The issue has also created divisions within the unity government. In response to an ANC proposal to increase value-added tax (VAT) to fix budget issues, the DA not only took the ANC to court but also threatened to leave the GNU altogether if the tax was not reversed. While the tax was dropped in late April, this flare-up emphasizes how fragile the current government truly is.

If a future incident does cause the DA to leave, the EFF has offered to join the ANC in governing, a scenario that would be a massive upswing for populist leadership in South Africa. However, for now, the centrist GNU appears to be functional. In the year since its creation, it sits at 57 percent approval, despite its bloated size and lack of cooperation. Rebecca Davis writes that it is “kept upright not by conviction, but by consequence,” where any party that withdraws will be decimated in elections, and government collapse kills any remaining goodwill international investors and other peers may have.

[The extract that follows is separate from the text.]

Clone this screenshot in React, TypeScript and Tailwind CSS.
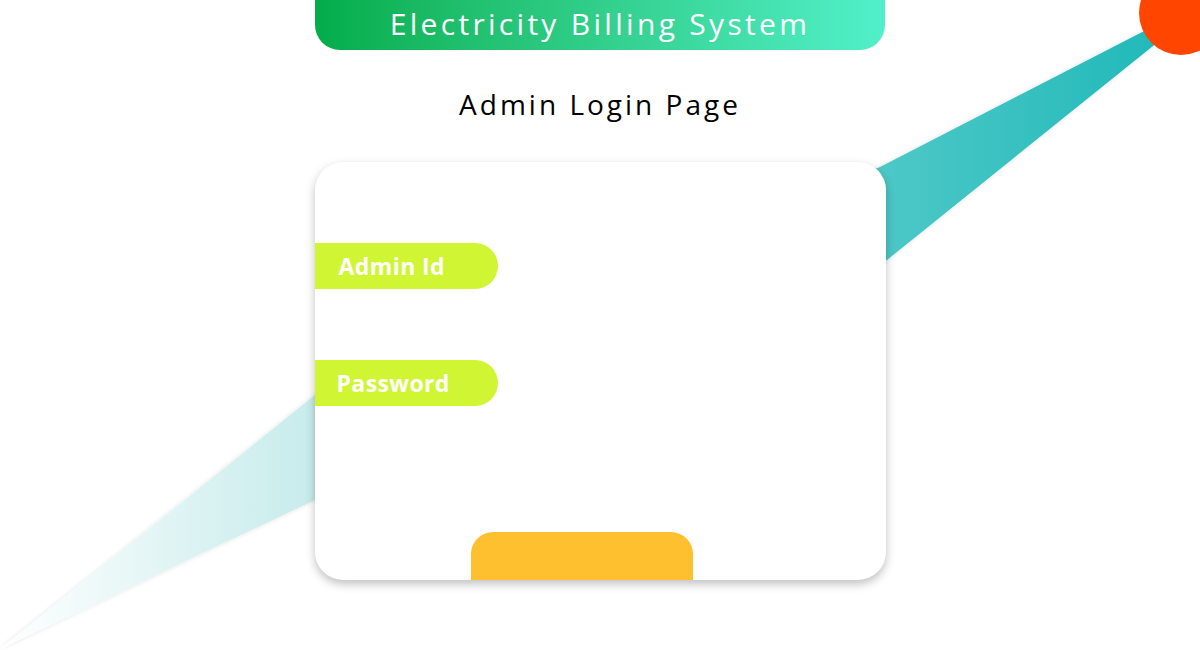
export default function App() {
  return (
    <div className="relative w-[1200px] h-[650px] overflow-hidden bg-white font-['Open_Sans',sans-serif]">
      {/* Decorative streak and dot */}
      <svg className="absolute inset-0" width="1200" height="650" viewBox="0 0 1200 650">
        <defs>
          <linearGradient id="streak" x1="0" y1="0" x2="1180" y2="0" gradientUnits="userSpaceOnUse">
            <stop offset="0" stopColor="#ffffff" />
            <stop offset="0.27" stopColor="#c6ebeb" />
            <stop offset="0.75" stopColor="#4cc8c7" />
            <stop offset="1" stopColor="#1fb8b8" />
          </linearGradient>
          <filter id="soft" x="-10%" y="-10%" width="120%" height="120%">
            <feDropShadow dx="0" dy="0" stdDeviation="2" floodColor="#000" floodOpacity="0.12" />
          </filter>
        </defs>
        <polygon
          points="0,649 315,395 600,280 880,167 1150,28 1158,42 887,260 600,390 315,500"
          fill="url(#streak)"
          filter="url(#soft)"
        />
        <circle cx="1181" cy="13" r="42" fill="#ff4500" />
      </svg>

      <div className="relative flex flex-col items-center">
        <div className="w-[570px] h-[50px] rounded-b-[25px] bg-gradient-to-r from-[#02ad49] to-[#52f0ca] flex items-center justify-center">
          <span className="text-white text-[30px] tracking-[3.3px] leading-none -mt-[3px]">Electricity Billing System</span>
        </div>

        <h1 className="mt-[40px] text-[28px] tracking-[3px] text-black leading-none">Admin Login Page</h1>

        <div className="mt-[44px] w-[571px] h-[418px] bg-white rounded-[28px] shadow-[0_4px_10px_rgba(0,0,0,0.25)] overflow-hidden flex flex-col">
          <div className="mt-[81px] w-[183px] h-[46px] bg-[#d0f533] rounded-r-full flex items-center pl-[24px]">
            <span className="text-white font-bold text-[23px] tracking-[0.4px]">Admin Id</span>
          </div>
          <div className="mt-[71px] w-[183px] h-[46px] bg-[#d0f533] rounded-r-full flex items-center pl-[22px]">
            <span className="text-white font-bold text-[23px] tracking-[0.4px]">Password</span>
          </div>
          <button className="mt-auto ml-[156px] w-[222px] h-[48px] bg-[#ffc02f] rounded-t-[22px]" />
        </div>
      </div>
    </div>
  );
}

For the first time in the nation’s free history, a party not named the ANC has helped rule the country. That party, being the DA, may have proven their capability even in this limited timespan. An April 2025 poll found the DA overtaking the ANC in support, with analysts attributing the shift (in part) to their vocal opposition to the value-added tax hike.

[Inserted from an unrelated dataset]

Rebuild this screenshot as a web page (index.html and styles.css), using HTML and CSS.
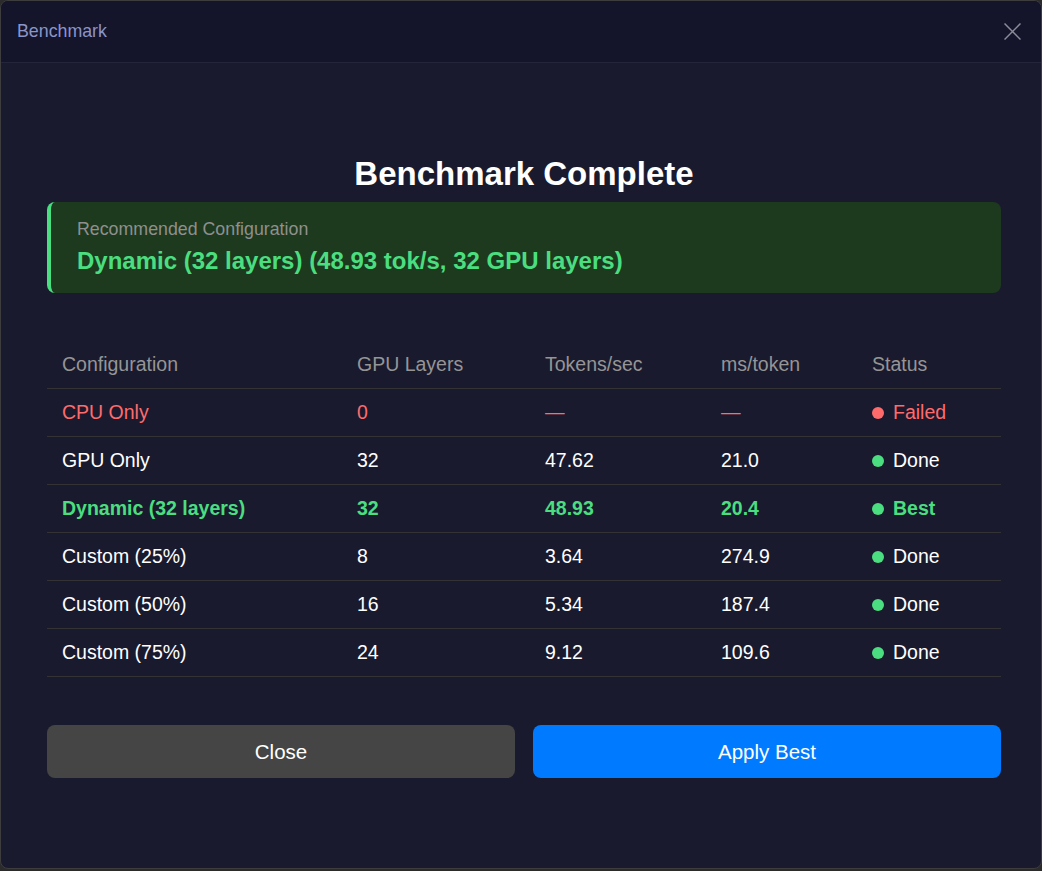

Part of this success has been winning Black voters. Their support jumped from 5 percent of Black voters last year to 18 percent today, a testament to both the DA’s growth and the possible weakening of race-based platforms like the EFF and MK. Yet, the DA could suffer if Trump’s pulled funding causes the GNU to slow, while the populist opposition may gain ground by criticizing dysfunctional incumbents.

The GNU remains a make-or-break government. For the extreme populist parties on both sides of the center, GNU failure is a dream come true. But if the government can succeed, the DA may be able to steamroll into a victory in 2029, setting up what should be the priority for South Africa: stability. Fixing unemployment, infrastructure, and poverty can only happen in a healthy government, and getting back on track requires shutting out the volatile extremes and eliminating corruption.